British Comedian, Jeremy Paxman recently posited an answer in his recent Edinburgh Fringe comedy show:

"The problem with old people is they are bloody everywhere. You cannot get on a train or go to a country pub. They are all full of old people. Through no fault of their own, they believe the state owes them a living. They are under the illusion they have paid to a pension fund all their lives. But they haven't."
"Their pensions are being paid out of what you earn. So we all have to keep working so they can stay in that state of euphoria. I would like to invite you all to join my crowd-funded project for franchises of Dignitas clinics. We will have them on every street corner. It would be rather like Sweeney Todd's pie shop and will be disguised as tea shops. You will take Aunty Doris there and drop her off and she will say "see you next Tuesday" and you'll say "probably".

If that's comedy then it is in extremely poor taste. But it is just as likely that Paxman was serious. Perhaps not to the extent of a new UK Dignitas franchise, but most likely in the insinuation that the aged are 'a burden'. Again, functionalism: the aged are past being useful and are eating up precious resources (read: there'll be less left for the rest of us).

But if it were simply the prejudice of a sour comedian, perhaps we could dismiss it. But it is not. A recent story in the UK Telegraph talks about community nurses pressing the elderly - at the first 'home visit' mind you - to sign do not resuscitate orders as part of the National Health Service documentation. The Royal College of Nurses responded by saying that such questions should only be canvassed once the nurse had developed a relationship with the person. This, like the public scandal of people being sedated and dehydrated to death using the Liverpool Care Pathway is not so much a problem about malicious intention as it is about treating people so poorly as to simply value them as little more that warmed up flesh occupying bed space or as just the object of a 'tick-box' protocol. The potential for hidden pressure and elder abuse cannot be ignored.

It is also a very poor substitute for individual care and creates questions about the quality and focus of nurse training in the UK.

Is it any wonder that the idea of older or sick people becoming a burden is embedded in the psyche of our seniors? And what about the fear campaigns mounted against the aged and infirmed - sometimes by those people themselves?

The recent suicide of Gillian Bennett in Canadian British Columbia had such elements. Before she killed herself, Mrs Bennett set up a website that describes her reasoning. She was suffering from early onset dementia.

Saying that she, 'wanted to go out before the day when I can no longer assess my situation', she goes on to provide a detailed justification for her actions.
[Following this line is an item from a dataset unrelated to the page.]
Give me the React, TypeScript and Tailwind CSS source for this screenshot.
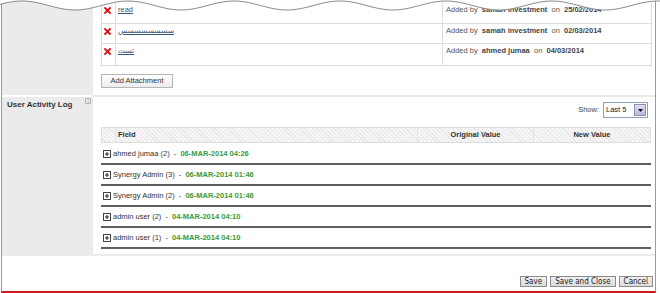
const attachments = [
  { name: "read", by: "samah investment", on: "25/02/2014", h: "h-[21px]" },
  { name: "سسسسسسسس", by: "samah investment", on: "02/03/2014", h: "h-[20px]" },
  { name: "تست", by: "ahmed jumaa", on: "04/03/2014", h: "h-[21px]" },
];

const activity = [
  { who: "ahmed jumaa (2)", when: "06-MAR-2014 04:26" },
  { who: "Synergy Admin (3)", when: "06-MAR-2014 01:46" },
  { who: "Synergy Admin (2)", when: "06-MAR-2014 01:46" },
  { who: "admin user (2)", when: "04-MAR-2014 04:10" },
  { who: "admin user (1)", when: "04-MAR-2014 04:10" },
];

function TornEdge() {
  // torn-paper top edge drawn over the page
  const pts: string[] = [];
  for (let x = 0; x <= 660; x += 4) {
    const y = 5.5 - 4.5 * Math.cos((2 * Math.PI * (x - 22)) / 106);
    pts.push(`${x},${y.toFixed(2)}`);
  }
  const line = pts.join(" L");
  return (
    <svg
      className="pointer-events-none absolute left-0 top-0"
      width="660"
      height="14"
      viewBox="0 0 660 14"
    >
      <path d={`M0,0 L${line} L660,0 Z`} fill="#fff" />
      <path d={`M${line}`} fill="none" stroke="#8c8c8c" strokeWidth="1" />
    </svg>
  );
}

function RedX() {
  return (
    <svg width="7" height="7" viewBox="0 0 7 7">
      <path d="M1 1 L6 6 M6 1 L1 6" stroke="#dd1111" strokeWidth="1.8" strokeLinecap="square" />
    </svg>
  );
}

function PlusBox() {
  return (
    <svg width="8" height="8" viewBox="0 0 8 8" className="shrink-0">
      <rect x="0.5" y="0.5" width="7" height="7" fill="#fff" stroke="#444" />
      <path d="M2 4 H6 M4 2 V6" stroke="#222" strokeWidth="1" />
    </svg>
  );
}

export default function App() {
  return (
    <div className="relative h-[293px] w-[660px] overflow-hidden bg-white font-['Liberation_Sans',Arial,sans-serif] text-[7.5px] leading-[10px] text-[#333]">
      <div className="ml-px flex h-[293px] w-[655px] flex-col border-x border-b-2 border-x-[#9a9a9a] border-b-[#cc1a1a]">
        {/* attachments */}
        <section className="flex h-[95px]">
          <div className="w-[91px] shrink-0 bg-[#ebebeb]" />
          <div className="flex-1 pl-[8px] pt-[3px]">
            <div className="w-[551px] border-x border-b border-[#dcdcdc]">
              {attachments.map((a, i) => (
                <div
                  key={i}
                  className={`flex ${a.h} ${i < attachments.length - 1 ? "border-b border-[#dcdcdc]" : ""}`}
                >
                  <div className="w-[14px] border-r border-[#dcdcdc] pl-[2px] pt-[4px]">
                    <RedX />
                  </div>
                  <div className="w-[327px] border-r border-[#dcdcdc] pl-[2px] pt-[2px]">
                    <span
                      dir="auto"
                      className="text-[#3b5577] underline font-['Liberation_Sans','DejaVu_Sans',sans-serif]"
                    >
                      {a.name}
                    </span>
                  </div>
                  <div className="flex-1 whitespace-pre pl-[3px] pt-[2px] text-[#555]">
                    {"Added by  "}
                    <b className="text-[#444]">{a.by}</b>
                    {"  on  "}
                    <b className="text-[#444]">{a.on}</b>
                  </div>
                </div>
              ))}
            </div>
            <button
              type="button"
              className="mt-[8px] h-[14px] w-[72px] border border-[#b5b5b5] bg-[linear-gradient(#ffffff,#ececec)] text-[7.5px] leading-[12px] text-[#333]"
            >
              Add Attachment
            </button>
          </div>
        </section>

        <div className="flex h-[2px]">
          <div className="w-[91px] bg-white" />
          <div className="flex-1 bg-[#e9e9e9]" />
        </div>

        {/* user activity log */}
        <section className="flex h-[157px]">
          <div className="flex w-[91px] shrink-0 items-start justify-between bg-[#ebebeb] pl-[5px] pr-[2px] pt-[3px]">
            <span className="text-[8px] font-bold text-[#333]">User Activity Log</span>
            <span className="mt-[-2px] flex h-[6px] w-[6px] items-center justify-center rounded-[1px] border border-[#b0b0b0] bg-[#f4f4f4] text-[5px] leading-none text-[#666]">
              i
            </span>
          </div>
          <div className="flex-1 pl-[8px]">
            <div className="mr-[7px] mt-[5px] flex h-[16px] items-center justify-end gap-[4px]">
              <span className="text-[#444]">Show:</span>
              <div className="flex h-[16px] w-[45px] items-center border border-[#8da2bf] bg-white">
                <span className="flex-1 pl-[2px] text-[#222]">Last 5</span>
                <span className="mr-px flex h-[12px] w-[12px] items-center justify-center border border-[#8a8fb0] bg-[linear-gradient(#dcdff2,#b9bcd9)]">
                  <svg width="5" height="3" viewBox="0 0 5 3">
                    <path d="M0 0 H5 L2.5 3 Z" fill="#111" />
                  </svg>
                </span>
              </div>
            </div>

            <div className="mt-[9px] flex h-[16px] w-[550px] border border-[#dedede] bg-[repeating-linear-gradient(45deg,#f6f6f6_0px,#f6f6f6_2px,#e7e7e7_2px,#e7e7e7_3px)] font-bold text-[#333]">
              <div className="w-[14px] border-r border-[#e2e2e2]" />
              <div className="flex w-[302px] items-center border-r border-[#e2e2e2] pl-[2px]">Field</div>
              <div className="flex w-[116px] items-center justify-center border-r border-[#e2e2e2]">
                Original Value
              </div>
              <div className="flex flex-1 items-center justify-center">New Value</div>
            </div>

            <div className="mt-px w-[550px]">
              {activity.map((r, i) => (
                <div
                  key={i}
                  className="flex h-[21px] items-center gap-[2px] border-b-2 border-[#5e5e5e] pl-[2px] pt-px whitespace-pre"
                >
                  <PlusBox />
                  <span className="text-[#333]">{r.who}</span>
                  <span className="text-[#333]">{" - "}</span>
                  <b className="text-[#3a9a3a]">{r.when}</b>
                </div>
              ))}
            </div>
          </div>
        </section>

        <div className="h-[2px] bg-[#ececec]" />

        {/* footer actions */}
        <footer className="flex flex-1 items-end justify-end gap-[3px] pb-[4px] pr-[2px] font-['DejaVu_Sans_Condensed','DejaVu_Sans',sans-serif] text-[8px] leading-[9px] text-[#222]">
          {["Save", "Save and Close", "Cancel"].map((b) => (
            <button
              key={b}
              type="button"
              className="h-[11px] border border-[#8c8c8c] bg-[linear-gradient(#f0f0f0,#dcdcdc)] px-[4px] leading-[9px]"
            >
              {b}
            </button>
          ))}
        </footer>
      </div>
      <TornEdge />
    </div>
  );
}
I do not like hospitals - they're dirty places
I would not want to…mess up my decision to cost Canada as little as possible.
All I lose is…years of being a vegetable in a hospital setting, eating up the country's money.
My mindless body…financial hardship for those left behind…perpetually changing diapers…an empty husk… civic duty.

What's an elderly person to think? It's unpatriotic to want to live? Shouldn't they all follow her 'heroic' example? You'll be a burden, an empty husk, a parasite on society? There's very little here that distinguishes this kind of pressure from Dawkin's idea of a moral duty. Once again, a 'past use-by date' functionalism. A clarion call to a false selflessness that is really nothing at all about selflessness and everything about subtle pressure.

This is the environment into which some want to introduce a lethal dose. For those whose integrity and self-worth has been eroded by the seemingly incessant drip, drip, drip from a debased humanity, such functionalism may literally be the last discrimination.